_DIRECTION:_
Pick every line from the data that holds the word "styles".

_SUPPLIED RECORDS:_
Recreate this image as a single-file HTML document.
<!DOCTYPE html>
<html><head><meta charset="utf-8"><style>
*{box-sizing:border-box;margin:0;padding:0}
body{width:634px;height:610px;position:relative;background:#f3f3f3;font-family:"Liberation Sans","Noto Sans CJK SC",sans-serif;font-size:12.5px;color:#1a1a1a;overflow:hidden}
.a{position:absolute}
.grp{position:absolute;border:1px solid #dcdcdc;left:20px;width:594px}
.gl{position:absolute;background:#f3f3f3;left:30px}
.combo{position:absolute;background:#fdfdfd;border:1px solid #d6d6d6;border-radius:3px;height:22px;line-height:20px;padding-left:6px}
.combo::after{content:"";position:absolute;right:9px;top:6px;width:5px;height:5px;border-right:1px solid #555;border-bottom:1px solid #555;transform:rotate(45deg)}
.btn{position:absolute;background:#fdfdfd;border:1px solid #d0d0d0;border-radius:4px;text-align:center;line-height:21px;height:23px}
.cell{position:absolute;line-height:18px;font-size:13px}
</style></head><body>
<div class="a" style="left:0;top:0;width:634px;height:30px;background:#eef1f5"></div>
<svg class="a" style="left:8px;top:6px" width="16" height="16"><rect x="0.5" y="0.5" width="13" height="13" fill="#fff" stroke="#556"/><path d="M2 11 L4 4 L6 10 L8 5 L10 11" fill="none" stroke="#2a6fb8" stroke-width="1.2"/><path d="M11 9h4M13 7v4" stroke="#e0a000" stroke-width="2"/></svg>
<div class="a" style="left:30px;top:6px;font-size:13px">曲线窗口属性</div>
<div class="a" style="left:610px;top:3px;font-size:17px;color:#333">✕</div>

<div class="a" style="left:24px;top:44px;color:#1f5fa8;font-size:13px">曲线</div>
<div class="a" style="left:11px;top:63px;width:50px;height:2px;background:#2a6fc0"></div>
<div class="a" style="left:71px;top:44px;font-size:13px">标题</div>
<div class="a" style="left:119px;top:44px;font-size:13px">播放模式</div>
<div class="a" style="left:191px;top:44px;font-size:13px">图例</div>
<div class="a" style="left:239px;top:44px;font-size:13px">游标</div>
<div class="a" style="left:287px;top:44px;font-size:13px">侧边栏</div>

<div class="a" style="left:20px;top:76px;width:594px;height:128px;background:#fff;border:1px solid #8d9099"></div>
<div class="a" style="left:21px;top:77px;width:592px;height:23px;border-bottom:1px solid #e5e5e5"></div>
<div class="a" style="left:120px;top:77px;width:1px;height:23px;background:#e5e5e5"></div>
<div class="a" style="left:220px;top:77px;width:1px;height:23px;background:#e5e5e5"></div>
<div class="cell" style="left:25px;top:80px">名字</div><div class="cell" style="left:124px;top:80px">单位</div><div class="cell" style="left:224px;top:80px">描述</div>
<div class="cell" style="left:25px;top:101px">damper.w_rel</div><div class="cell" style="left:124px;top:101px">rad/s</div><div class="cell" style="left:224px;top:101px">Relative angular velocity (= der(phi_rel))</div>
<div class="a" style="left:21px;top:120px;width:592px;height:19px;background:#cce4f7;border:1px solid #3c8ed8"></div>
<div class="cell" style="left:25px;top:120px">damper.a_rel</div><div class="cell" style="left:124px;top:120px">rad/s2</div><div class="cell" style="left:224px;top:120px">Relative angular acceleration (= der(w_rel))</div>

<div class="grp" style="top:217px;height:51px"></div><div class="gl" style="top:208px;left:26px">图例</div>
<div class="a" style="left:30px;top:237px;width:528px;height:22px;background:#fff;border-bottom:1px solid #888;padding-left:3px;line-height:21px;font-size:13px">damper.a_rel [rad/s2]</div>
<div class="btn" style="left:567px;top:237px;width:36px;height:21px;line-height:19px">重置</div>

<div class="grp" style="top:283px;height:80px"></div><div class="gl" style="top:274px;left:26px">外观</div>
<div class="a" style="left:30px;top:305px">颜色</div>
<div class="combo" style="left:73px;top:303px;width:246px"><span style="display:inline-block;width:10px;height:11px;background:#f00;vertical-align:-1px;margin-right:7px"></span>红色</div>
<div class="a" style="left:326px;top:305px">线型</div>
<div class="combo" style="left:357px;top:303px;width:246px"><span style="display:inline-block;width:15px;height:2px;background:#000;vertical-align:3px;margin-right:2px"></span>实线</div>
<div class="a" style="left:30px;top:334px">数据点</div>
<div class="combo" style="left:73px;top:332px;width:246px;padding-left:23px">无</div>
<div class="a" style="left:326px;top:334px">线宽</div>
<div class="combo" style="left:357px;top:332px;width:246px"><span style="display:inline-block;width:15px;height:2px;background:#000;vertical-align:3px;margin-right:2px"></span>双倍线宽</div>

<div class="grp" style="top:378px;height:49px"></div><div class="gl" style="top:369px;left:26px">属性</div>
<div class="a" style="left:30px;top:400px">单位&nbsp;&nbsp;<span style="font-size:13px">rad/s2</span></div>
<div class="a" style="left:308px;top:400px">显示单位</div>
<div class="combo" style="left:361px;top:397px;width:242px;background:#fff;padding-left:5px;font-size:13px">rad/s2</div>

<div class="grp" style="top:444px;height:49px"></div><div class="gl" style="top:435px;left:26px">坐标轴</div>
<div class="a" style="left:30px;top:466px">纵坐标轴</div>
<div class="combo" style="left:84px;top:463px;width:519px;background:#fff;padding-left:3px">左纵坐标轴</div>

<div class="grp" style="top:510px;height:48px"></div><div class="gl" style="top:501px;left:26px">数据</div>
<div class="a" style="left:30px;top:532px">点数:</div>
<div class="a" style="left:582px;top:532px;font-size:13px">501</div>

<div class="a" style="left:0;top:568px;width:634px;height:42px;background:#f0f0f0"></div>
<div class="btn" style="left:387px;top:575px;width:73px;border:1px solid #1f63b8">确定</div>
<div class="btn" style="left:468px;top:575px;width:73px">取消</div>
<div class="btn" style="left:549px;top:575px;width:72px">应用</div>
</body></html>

---

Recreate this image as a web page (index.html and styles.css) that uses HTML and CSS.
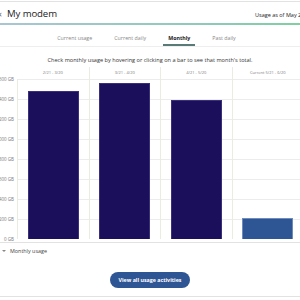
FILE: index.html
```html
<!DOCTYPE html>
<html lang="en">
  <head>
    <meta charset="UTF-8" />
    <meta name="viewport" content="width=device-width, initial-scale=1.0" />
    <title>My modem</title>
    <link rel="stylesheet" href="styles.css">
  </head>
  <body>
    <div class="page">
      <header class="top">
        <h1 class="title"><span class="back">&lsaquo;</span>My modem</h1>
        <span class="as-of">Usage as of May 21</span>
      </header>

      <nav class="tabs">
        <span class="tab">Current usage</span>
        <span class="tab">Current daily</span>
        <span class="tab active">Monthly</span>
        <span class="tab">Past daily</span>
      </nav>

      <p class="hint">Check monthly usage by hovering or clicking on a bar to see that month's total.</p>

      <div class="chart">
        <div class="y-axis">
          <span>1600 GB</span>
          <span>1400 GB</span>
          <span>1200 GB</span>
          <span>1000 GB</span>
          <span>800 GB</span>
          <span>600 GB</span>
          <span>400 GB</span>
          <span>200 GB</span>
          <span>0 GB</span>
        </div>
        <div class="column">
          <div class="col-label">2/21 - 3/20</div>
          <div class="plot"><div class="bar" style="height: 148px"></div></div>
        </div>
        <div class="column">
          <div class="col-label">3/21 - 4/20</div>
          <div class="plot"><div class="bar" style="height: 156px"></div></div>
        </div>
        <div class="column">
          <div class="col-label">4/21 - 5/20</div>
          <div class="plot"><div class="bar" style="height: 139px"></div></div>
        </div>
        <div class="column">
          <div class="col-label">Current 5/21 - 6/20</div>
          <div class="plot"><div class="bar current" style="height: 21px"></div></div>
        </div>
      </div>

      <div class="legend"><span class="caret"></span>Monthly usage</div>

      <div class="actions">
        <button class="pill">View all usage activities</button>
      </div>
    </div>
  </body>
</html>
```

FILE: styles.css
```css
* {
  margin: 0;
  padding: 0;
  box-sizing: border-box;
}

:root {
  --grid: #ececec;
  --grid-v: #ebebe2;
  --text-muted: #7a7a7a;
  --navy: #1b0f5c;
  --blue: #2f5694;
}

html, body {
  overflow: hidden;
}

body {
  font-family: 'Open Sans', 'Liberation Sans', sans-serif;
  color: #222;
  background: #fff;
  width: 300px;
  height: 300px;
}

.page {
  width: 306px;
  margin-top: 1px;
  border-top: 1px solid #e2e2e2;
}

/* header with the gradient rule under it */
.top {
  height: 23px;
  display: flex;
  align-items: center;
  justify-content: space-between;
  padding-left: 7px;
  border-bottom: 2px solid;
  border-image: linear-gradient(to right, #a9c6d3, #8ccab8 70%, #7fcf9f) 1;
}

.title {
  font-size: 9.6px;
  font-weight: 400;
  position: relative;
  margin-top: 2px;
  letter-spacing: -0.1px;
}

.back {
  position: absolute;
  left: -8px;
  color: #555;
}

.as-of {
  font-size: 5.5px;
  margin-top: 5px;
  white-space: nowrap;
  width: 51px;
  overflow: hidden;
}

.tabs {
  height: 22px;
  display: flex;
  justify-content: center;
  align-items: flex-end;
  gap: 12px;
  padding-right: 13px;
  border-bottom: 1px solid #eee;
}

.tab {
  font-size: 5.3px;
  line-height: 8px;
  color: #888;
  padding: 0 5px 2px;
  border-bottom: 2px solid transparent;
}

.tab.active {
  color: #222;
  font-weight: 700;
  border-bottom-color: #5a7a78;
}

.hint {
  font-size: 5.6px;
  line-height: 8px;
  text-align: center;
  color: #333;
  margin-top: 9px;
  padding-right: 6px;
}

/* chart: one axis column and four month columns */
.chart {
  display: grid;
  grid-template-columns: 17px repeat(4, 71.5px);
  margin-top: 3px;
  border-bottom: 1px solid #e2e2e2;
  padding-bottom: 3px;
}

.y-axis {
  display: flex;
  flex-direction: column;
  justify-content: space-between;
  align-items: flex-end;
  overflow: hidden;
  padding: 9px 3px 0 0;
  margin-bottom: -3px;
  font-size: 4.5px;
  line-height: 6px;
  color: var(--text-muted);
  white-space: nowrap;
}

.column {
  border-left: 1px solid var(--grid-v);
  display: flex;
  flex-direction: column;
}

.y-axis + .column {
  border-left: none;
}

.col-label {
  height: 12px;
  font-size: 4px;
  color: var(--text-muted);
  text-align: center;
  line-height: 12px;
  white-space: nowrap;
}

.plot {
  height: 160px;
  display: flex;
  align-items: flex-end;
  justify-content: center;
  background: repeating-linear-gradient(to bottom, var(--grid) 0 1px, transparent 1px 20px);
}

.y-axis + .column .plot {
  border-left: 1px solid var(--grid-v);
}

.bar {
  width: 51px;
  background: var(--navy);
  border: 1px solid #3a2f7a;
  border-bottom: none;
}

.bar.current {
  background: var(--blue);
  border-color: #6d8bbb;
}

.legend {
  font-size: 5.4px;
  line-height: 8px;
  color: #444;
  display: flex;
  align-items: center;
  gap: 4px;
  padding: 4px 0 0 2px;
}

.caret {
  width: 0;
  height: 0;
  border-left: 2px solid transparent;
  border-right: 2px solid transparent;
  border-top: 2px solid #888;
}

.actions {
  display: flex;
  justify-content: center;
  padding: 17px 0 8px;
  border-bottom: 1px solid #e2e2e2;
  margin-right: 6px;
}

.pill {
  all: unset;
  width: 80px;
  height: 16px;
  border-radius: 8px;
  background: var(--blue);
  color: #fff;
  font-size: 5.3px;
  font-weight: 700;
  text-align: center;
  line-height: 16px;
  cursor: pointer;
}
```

--

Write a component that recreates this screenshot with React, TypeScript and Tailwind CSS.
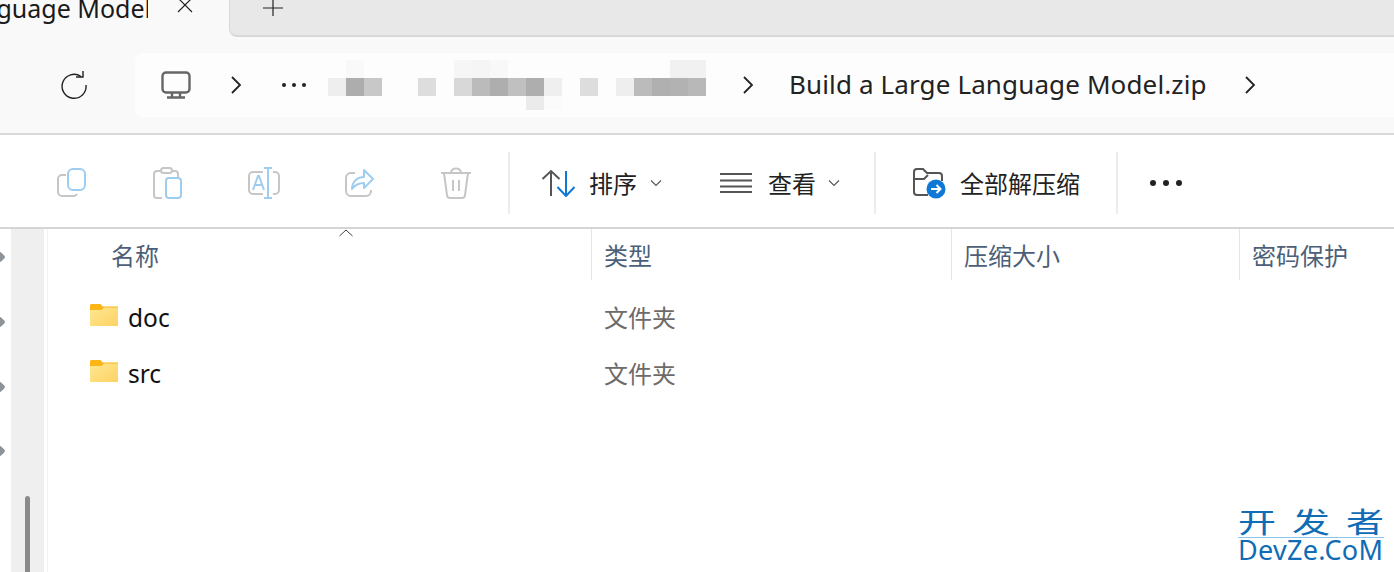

_ANSWER TO THE EXERCISE:_
Recreate this image as a web page (index.html and styles.css) that uses HTML and CSS.
    <link rel="stylesheet" href="styles.css">
FILE: styles.css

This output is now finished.